The other half comprises people who supply capital to impact enterpises (investors) and people who direct impact capital into impact enterprises.
Inthe middle, they identified the architectures of investment for making connections between enterprise and capital. These comprise debt, equity and an evolving portfolio of innovative architectures that combine elements of the traditional forms of debt and equity in new and different ways, to create various forms of hybrid investment architectures.
The organizers then asked us, the attendees, to self-identify as populating one of these four domains, and to also identify other organizations we know that populate the various domains, in order to help them begin to populate their ecosystem framework with real people and organizations in our region.
The most heavily populated domain was the capital conduits.
The least heavily populated? Consumers of impact.
It seems very common in the Impact conversation to have much participation by people keen to be useful in directing capital into impact. It seems equally common for these conversations not to include many people who are consumers of impact.
Does this point to a need that is also an opportunity to adaptively evolve our thinking and our practice about enterprise design through investment decision-making, for Impact, and for prosperity more generally?

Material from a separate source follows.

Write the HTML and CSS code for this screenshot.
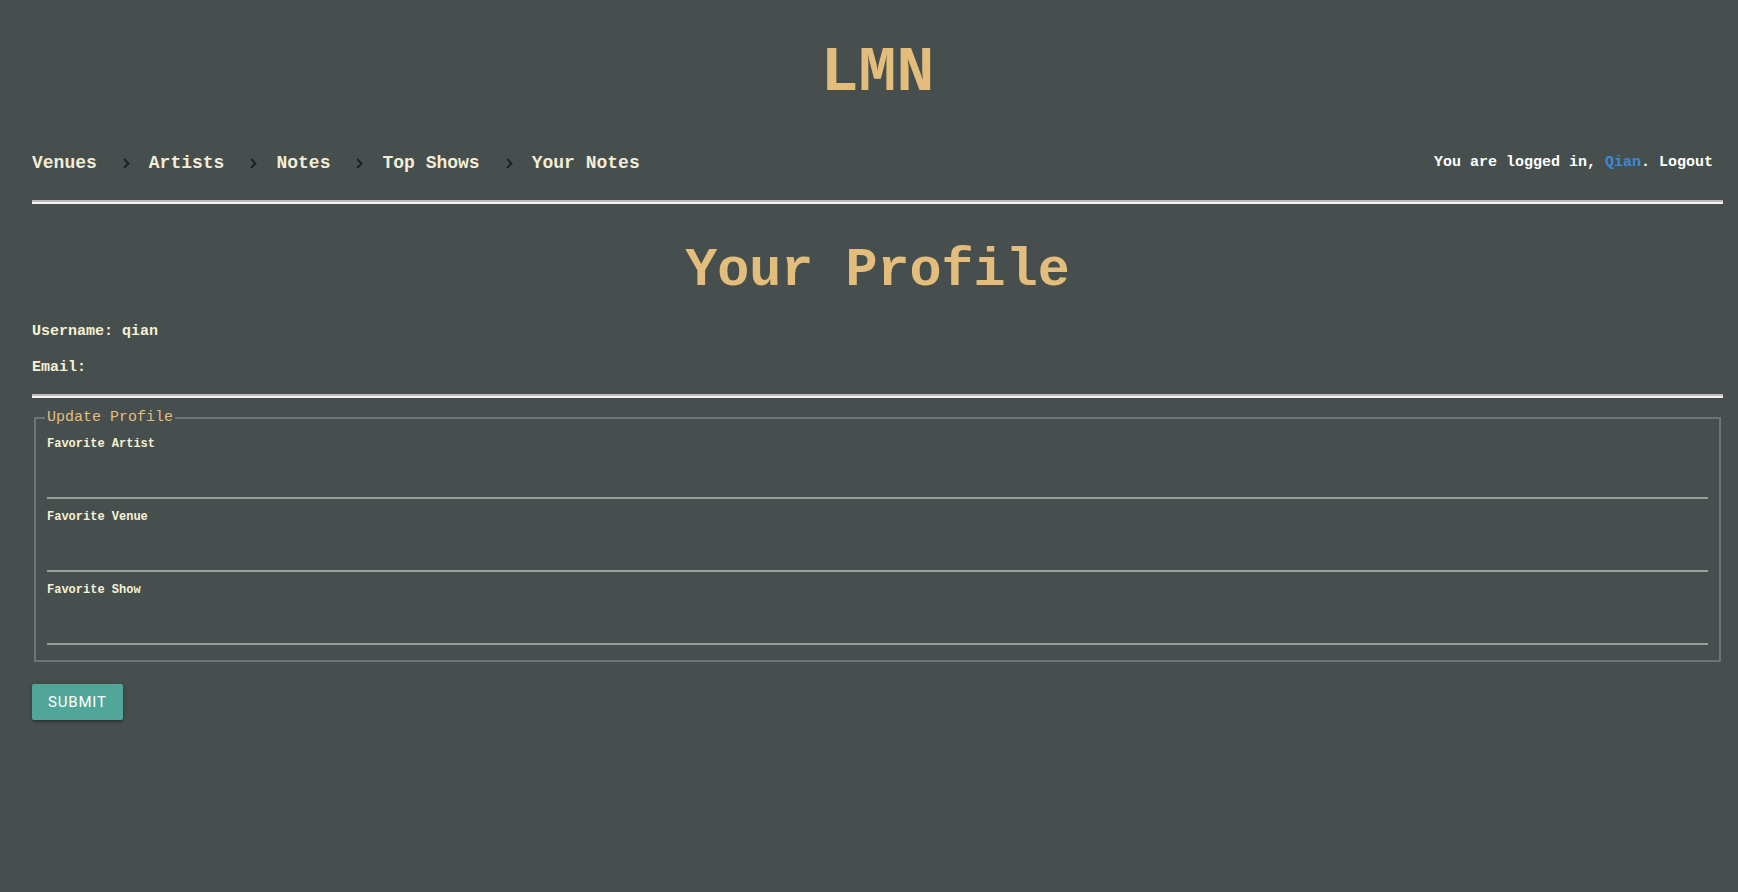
FILE: index.html
```html
<!DOCTYPE html>
<html lang="en">
<head>
<meta charset="utf-8">
<title>LMN - Your Profile</title>
<link rel="stylesheet" href="styles.css">
</head>
<body>
<div class="page">
  <header class="site-header">
    <h1 class="brand">LMN</h1>
    <nav class="nav">
      <div class="crumbs">
        <a class="crumb" href="#">Venues</a>
        <span class="chev"><svg width="7" height="11" viewBox="0 0 7 11"><path d="M1 1 L5.5 5.5 L1 10" fill="none" stroke="#1c1f1f" stroke-width="1.8"/></svg></span>
        <a class="crumb" href="#">Artists</a>
        <span class="chev"><svg width="7" height="11" viewBox="0 0 7 11"><path d="M1 1 L5.5 5.5 L1 10" fill="none" stroke="#1c1f1f" stroke-width="1.8"/></svg></span>
        <a class="crumb" href="#">Notes</a>
        <span class="chev"><svg width="7" height="11" viewBox="0 0 7 11"><path d="M1 1 L5.5 5.5 L1 10" fill="none" stroke="#1c1f1f" stroke-width="1.8"/></svg></span>
        <a class="crumb" href="#">Top Shows</a>
        <span class="chev"><svg width="7" height="11" viewBox="0 0 7 11"><path d="M1 1 L5.5 5.5 L1 10" fill="none" stroke="#1c1f1f" stroke-width="1.8"/></svg></span>
        <a class="crumb" href="#">Your Notes</a>
      </div>
      <div class="login">You are logged in, <a class="user" href="#">Qian</a>. <a class="logout" href="#">Logout</a></div>
    </nav>
  </header>
  <hr class="rule rule-top">
  <main>
    <h2 class="title">Your Profile</h2>
    <p class="info info-first">Username: qian</p>
    <p class="info">Email: </p>
    <hr class="rule rule-mid">
    <form class="profile-form">
      <fieldset class="box">
        <legend class="box-legend">Update Profile</legend>
        <label class="field-label" for="fa">Favorite Artist</label>
        <input class="field-input" id="fa" type="text">
        <label class="field-label" for="fv">Favorite Venue</label>
        <input class="field-input" id="fv" type="text">
        <label class="field-label" for="fs">Favorite Show</label>
        <input class="field-input" id="fs" type="text">
      </fieldset>
      <button class="btn" type="button">Submit</button>
    </form>
  </main>
</div>
</body>
</html>
```
FILE: styles.css
```css
html, body {
  margin: 0;
  padding: 0;
  background: #464f4e;
}

body {
  font-family: "Liberation Mono", "Courier New", monospace;
  color: #f4efd6;
}

.page {
  padding: 0 15px 40px 32px;
}

.site-header {
  display: flex;
  flex-direction: column;
  padding-top: 34px;
}

.brand {
  margin: 0;
  text-align: center;
  font-size: 63px;
  line-height: 80px;
  font-weight: bold;
  color: #e3bd7c;
}

.nav {
  display: flex;
  justify-content: space-between;
  align-items: center;
  margin-top: 37px;
  height: 24px;
}

.crumbs {
  display: flex;
  align-items: center;
}

.crumb {
  font-size: 18px;
  line-height: 24px;
  font-weight: bold;
  color: #f3ecd6;
  text-decoration: none;
}

.chev {
  display: flex;
  margin: 0 19px 0 26px;
}

.login {
  font-size: 15px;
  line-height: 24px;
  font-weight: bold;
  color: #ffffff;
  margin-right: 10px;
}

.user {
  color: #3c8ad8;
  text-decoration: none;
}

.logout {
  color: #ffffff;
  text-decoration: none;
}

.rule {
  margin: 0;
  height: 0;
  border: 0;
  border-top: 2px solid #bcbcbc;
  border-bottom: 2px solid #f4f4f4;
}

.rule-top {
  margin-top: 25px;
}

.title {
  margin: 35px 0 0;
  text-align: center;
  font-size: 53.4px;
  line-height: 64px;
  font-weight: bold;
  color: #e3bd7c;
}

.info {
  margin: 16px 0 0;
  font-size: 15px;
  line-height: 20px;
  font-weight: bold;
  color: #f6f1d4;
}

.info-first {
  margin-top: 19px;
}

.rule-mid {
  margin-top: 16px;
}

.profile-form {
  display: flex;
  flex-direction: column;
  align-items: flex-start;
}

.box {
  align-self: stretch;
  display: flex;
  flex-direction: column;
  margin: 10px 2px 0;
  padding: 9px 9px 4px;
  border: 2px solid #6f7373;
  font-size: 12px;
}

.box-legend {
  padding: 0 2px;
  font-size: 15px;
  line-height: 20px;
  color: #e3bd7c;
}

.field-label {
  margin: 0 2px;
  font-size: 12px;
  line-height: 14px;
  font-weight: bold;
  color: #f6f1d4;
}

.field-input {
  display: block;
  box-sizing: border-box;
  height: 48px;
  margin: 0 2px 11px;
  padding: 0;
  border: 0;
  border-bottom: 2px solid #9c9e9e;
  background: transparent;
  color: #ffffff;
  font-family: inherit;
  font-size: 15px;
  outline: none;
}

.btn {
  margin-top: 22px;
  height: 36px;
  padding: 0 16px;
  border: 0;
  border-radius: 2px;
  background: #50a699;
  color: #ffffff;
  font-family: Roboto, "Liberation Sans", sans-serif;
  font-size: 15px;
  letter-spacing: 0.8px;
  text-transform: uppercase;
  box-shadow: 0 2px 2px 0 rgba(0,0,0,0.14), 0 3px 1px -2px rgba(0,0,0,0.12), 0 1px 5px 0 rgba(0,0,0,0.2);
  cursor: pointer;
}
```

Can we, as advocates and facilitators of Impact Investing, get really radical, in the Latin sense of “going to the root”, in our thinking about enterprise, investment, wealth and prosperity?
It seems right that such radical rethinking should begin here, in Boston, the birthplace of the American Revolution. In the whole of human history there are not many examples of such a successfully radical undertaking as the Noble Experiment of American Democracy, an experiment that started right here, in Boston, to create a new form of government designed to fit a specific function, the function of protecting the rights of the people to “life, liberty and the pursuit of happiness”.
Is it an opportune time now to start a new Noble Experiment, this time for the creation by design of enterprise and investment that are fit to the function of empowering the people to economic “life, liberty and the pursuit of happiness”?
A key feature of American Democracy is the inclusion of the people in the making of the laws by which we agree to be governed. This participation is not direct. It is representative. Through the popular vote, governing authorities are held to account to the people who they govern.
A key feature of a new form of enterprise design through investment decision-making would also provide opportunities for the people to participate in enterprise in how society chooses which enterprising ideas for creating by design prosperous adaptations to life’s constant changes can, should and will be evolved through enterprise.
I don’t see traditional forms of debt and equity being designed to provide for much popular participation. I believe new forms will need to be created.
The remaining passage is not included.